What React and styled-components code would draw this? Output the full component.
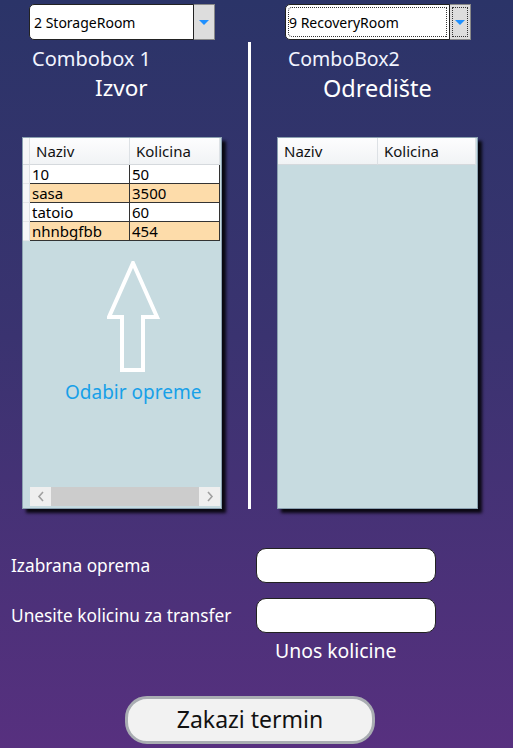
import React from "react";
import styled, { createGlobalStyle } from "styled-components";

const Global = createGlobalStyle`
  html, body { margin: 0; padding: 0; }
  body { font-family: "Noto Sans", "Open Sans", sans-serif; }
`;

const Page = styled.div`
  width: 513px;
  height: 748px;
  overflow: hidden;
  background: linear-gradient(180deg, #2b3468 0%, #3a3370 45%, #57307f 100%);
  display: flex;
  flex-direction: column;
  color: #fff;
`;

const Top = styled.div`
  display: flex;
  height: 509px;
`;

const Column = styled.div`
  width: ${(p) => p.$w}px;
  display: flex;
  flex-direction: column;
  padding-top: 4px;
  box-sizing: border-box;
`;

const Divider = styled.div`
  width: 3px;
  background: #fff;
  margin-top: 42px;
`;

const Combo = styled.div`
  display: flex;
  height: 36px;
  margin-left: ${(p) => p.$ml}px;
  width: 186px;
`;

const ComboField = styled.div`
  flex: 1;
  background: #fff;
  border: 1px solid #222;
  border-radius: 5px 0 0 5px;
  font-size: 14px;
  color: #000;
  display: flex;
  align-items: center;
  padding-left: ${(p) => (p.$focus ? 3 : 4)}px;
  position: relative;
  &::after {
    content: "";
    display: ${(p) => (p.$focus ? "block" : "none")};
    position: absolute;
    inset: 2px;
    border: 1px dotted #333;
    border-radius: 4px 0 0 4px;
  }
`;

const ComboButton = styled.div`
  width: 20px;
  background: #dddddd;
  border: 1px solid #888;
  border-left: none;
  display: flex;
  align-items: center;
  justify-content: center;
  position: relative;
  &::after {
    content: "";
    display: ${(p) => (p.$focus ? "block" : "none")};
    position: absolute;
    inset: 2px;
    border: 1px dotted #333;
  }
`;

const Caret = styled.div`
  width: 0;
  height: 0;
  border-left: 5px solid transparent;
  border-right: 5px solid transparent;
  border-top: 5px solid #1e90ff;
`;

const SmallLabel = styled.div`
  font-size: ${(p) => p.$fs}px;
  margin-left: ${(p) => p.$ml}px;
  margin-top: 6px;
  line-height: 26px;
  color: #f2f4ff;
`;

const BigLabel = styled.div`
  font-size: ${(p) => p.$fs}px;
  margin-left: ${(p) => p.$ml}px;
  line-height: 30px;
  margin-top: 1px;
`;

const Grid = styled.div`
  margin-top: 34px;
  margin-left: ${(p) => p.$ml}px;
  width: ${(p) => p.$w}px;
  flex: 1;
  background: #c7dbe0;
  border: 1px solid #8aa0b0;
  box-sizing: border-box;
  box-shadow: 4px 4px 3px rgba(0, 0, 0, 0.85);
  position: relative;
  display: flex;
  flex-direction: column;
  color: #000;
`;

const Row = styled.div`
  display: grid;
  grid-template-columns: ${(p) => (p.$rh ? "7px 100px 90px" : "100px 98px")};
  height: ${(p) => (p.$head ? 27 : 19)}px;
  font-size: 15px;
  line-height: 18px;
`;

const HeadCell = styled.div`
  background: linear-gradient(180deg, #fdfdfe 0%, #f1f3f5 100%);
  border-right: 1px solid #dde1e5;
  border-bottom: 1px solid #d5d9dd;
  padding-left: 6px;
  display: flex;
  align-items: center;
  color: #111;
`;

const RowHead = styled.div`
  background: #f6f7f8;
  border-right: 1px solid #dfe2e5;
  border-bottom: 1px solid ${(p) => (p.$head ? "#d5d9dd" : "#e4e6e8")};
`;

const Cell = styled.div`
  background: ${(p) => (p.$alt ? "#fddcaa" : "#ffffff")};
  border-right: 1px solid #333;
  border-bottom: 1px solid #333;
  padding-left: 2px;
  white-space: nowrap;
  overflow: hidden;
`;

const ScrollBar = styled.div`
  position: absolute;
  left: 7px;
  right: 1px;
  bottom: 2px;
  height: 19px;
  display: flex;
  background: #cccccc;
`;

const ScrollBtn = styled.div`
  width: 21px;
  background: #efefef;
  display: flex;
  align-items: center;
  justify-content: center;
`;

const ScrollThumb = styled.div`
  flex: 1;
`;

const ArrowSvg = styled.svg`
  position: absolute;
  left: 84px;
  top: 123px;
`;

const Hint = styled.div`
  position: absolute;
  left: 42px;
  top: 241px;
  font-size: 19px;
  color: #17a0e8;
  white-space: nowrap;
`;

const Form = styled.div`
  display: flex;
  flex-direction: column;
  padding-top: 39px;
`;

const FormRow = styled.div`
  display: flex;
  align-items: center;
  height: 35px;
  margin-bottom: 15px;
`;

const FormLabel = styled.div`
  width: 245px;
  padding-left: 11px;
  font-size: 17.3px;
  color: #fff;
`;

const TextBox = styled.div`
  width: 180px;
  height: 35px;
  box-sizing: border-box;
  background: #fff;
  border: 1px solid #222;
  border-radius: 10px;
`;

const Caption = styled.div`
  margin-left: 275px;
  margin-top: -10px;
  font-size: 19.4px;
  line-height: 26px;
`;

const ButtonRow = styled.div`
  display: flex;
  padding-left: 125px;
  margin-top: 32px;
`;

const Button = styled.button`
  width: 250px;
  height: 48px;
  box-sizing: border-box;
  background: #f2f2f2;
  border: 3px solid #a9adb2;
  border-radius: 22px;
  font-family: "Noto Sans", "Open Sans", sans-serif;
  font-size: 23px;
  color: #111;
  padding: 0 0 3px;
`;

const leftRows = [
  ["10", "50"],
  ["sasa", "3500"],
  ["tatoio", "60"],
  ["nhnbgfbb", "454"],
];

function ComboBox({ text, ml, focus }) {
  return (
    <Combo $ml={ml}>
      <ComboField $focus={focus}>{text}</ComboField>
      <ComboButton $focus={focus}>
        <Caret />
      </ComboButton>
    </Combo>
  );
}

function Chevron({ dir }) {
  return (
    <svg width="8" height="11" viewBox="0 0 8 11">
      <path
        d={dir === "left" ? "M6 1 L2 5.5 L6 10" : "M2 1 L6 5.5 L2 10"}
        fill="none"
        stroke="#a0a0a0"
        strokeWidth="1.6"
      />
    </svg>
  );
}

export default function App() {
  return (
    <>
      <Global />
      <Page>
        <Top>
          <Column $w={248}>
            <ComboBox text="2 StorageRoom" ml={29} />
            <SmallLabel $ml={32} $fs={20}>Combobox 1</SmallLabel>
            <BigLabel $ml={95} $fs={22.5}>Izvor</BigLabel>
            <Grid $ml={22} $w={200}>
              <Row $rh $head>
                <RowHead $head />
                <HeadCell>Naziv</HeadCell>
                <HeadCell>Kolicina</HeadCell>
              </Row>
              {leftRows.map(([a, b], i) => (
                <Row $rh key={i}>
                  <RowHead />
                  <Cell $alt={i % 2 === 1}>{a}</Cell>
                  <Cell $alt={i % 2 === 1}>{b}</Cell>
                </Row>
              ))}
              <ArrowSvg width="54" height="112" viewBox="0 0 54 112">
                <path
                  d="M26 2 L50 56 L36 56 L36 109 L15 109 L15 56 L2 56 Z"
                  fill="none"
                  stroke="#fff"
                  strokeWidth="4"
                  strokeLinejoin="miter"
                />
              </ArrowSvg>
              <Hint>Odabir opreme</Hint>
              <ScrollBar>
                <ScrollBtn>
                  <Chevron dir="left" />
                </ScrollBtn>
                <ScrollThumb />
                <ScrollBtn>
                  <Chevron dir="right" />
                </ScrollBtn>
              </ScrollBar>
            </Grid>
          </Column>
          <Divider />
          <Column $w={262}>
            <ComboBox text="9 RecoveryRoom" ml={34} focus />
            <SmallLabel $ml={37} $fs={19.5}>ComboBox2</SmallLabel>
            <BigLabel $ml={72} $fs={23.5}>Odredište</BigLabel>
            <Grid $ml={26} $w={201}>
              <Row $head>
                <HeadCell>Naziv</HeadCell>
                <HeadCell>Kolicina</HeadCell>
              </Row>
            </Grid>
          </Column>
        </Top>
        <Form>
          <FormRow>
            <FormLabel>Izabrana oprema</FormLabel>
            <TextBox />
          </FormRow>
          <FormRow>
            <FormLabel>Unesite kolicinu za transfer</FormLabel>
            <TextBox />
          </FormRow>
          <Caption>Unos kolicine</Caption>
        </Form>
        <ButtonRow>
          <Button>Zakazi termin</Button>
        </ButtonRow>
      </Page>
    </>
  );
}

+++++

What the task asks:
Search the data for the string "components". List each line that has it.

Solved problem:
What React and styled-components code would draw this? Output the full component.
import styled, { createGlobalStyle } from "styled-components";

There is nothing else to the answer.